I KNOW---- because I was a teenager 60 years ago. And that was before Computers & Cell Phones.
I learned to drive in a 1939 Ford V-8--60 horsepower. 3 on the floor--Not 4 on the floor.


----------



## sunwater (Sep 2, 2010)

well this will only young pigeons and ill only have 15 of them


----------



## sky tx (Mar 1, 2005)

Young birds get older-- and mate at about 6 months old.


----------



## Jay3 (May 4, 2008)

Sunwater. he's right. They sometimes breed before 6 months old, and it's amazing how quickly the numbers grow out of bounds.
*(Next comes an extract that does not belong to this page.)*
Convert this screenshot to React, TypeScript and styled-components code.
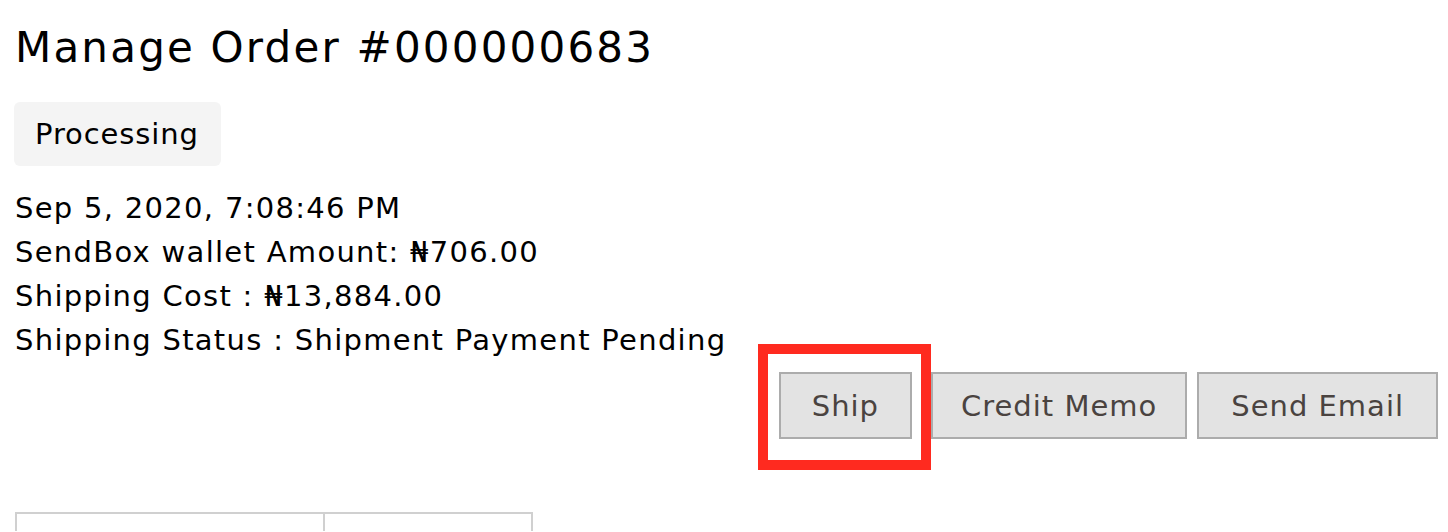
import React from "react";
import styled, { createGlobalStyle } from "styled-components";

const Global = createGlobalStyle`
  html, body { margin: 0; padding: 0; background: #fff; overflow: hidden; }
  body { font-family: "DejaVu Sans", "Open Sans", sans-serif; color: #000; }
`;

const Page = styled.div`
  padding: 0 10px 0 15px;
  display: flex;
  flex-direction: column;
`;

const Title = styled.h1`
  margin: 22px 0 0 0;
  font-size: 42px;
  font-weight: 400;
  line-height: 52px;
  letter-spacing: 2.2px;
`;

const Badge = styled.div`
  align-self: flex-start;
  margin: 28px 0 0 -1px;
  height: 64px;
  padding: 0 22px 0 21px;
  display: flex;
  align-items: center;
  background: #f4f4f4;
  border-radius: 6px;
  font-size: 29px;
  letter-spacing: 0.9px;
`;

const Info = styled.div`
  margin-top: 20px;
  display: flex;
  flex-direction: column;
`;

const Line = styled.div`
  font-size: 29px;
  line-height: 44px;
  letter-spacing: 1.3px;
  white-space: nowrap;
`;

const Actions = styled.div`
  margin-top: 10px;
  display: flex;
  justify-content: flex-end;
  gap: 10px;
`;

const Button = styled.button<{ $pad?: number }>`
  height: 67px;
  padding: 0 ${(p) => p.$pad ?? 32}px;
  background: #e3e3e3;
  border: 2px solid #acacac;
  color: #4a4340;
  font-family: inherit;
  font-size: 29px;
  letter-spacing: 1px;
  box-sizing: border-box;
  white-space: nowrap;
`;

const Highlight = styled.span`
  position: relative;
  display: inline-flex;
  margin-right: 9px;
  &::after {
    content: "";
    position: absolute;
    left: -21px;
    right: -19px;
    top: -28px;
    bottom: -31px;
    border: 10px solid #ff2a1f;
    pointer-events: none;
  }
`;

const Table = styled.div`
  margin-top: 73px;
  display: flex;
  align-self: flex-start;
`;

const Cell = styled.div<{ $w: number }>`
  width: ${(p) => p.$w}px;
  height: 19px;
  border: 2px solid #d0d0d0;
  border-bottom: none;
  box-sizing: border-box;
  & + & { border-left: none; }
`;

export default function App() {
  return (
    <>
      <Global />
      <Page>
        <Title>Manage Order #000000683</Title>
        <Badge>Processing</Badge>
        <Info>
          <Line>Sep 5, 2020, 7:08:46 PM</Line>
          <Line>SendBox wallet Amount: ₦706.00</Line>
          <Line>Shipping Cost : ₦13,884.00</Line>
          <Line>Shipping Status : Shipment Payment Pending</Line>
        </Info>
        <Actions>
          <Highlight>
            <Button $pad={31}>Ship</Button>
          </Highlight>
          <Button $pad={28}>Credit Memo</Button>
          <Button>Send Email</Button>
        </Actions>
        <Table>
          <Cell $w={310} />
          <Cell $w={208} />
        </Table>
      </Page>
    </>
  );
}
You really are better off to start with fewer, and leave room for growth.


----------



## sunwater (Sep 2, 2010)

thats why i have the other side of the loft empty and wooded eggs . this is onlyuntil i have a 800 dollers for one more loft then im done at 60 birds.


----------



## PigeonVilla (Dec 8, 2010)

All you will need is a bridge and two telephone poles with a few wires going between them and you can have all the pigeons you want . lol

P.s. That was just some humor just so ya know.


----------



## chayi (May 1, 2010)

This is just me i did that same formula 1 bird per 2 square feet and there still was a lot of perches and nest boxes empty then i went 1 bird per 1.5 sq ft and it didn't look bad. But what i did also was i made a bigger aviary so they can hang around during the day.


----------



## Quazar (Jul 27, 2010)

PigeonVilla said:


> All you will need is a bridge and two telephone poles with a few wires going between them and you can have all the pigeons you want .


so true.......


----------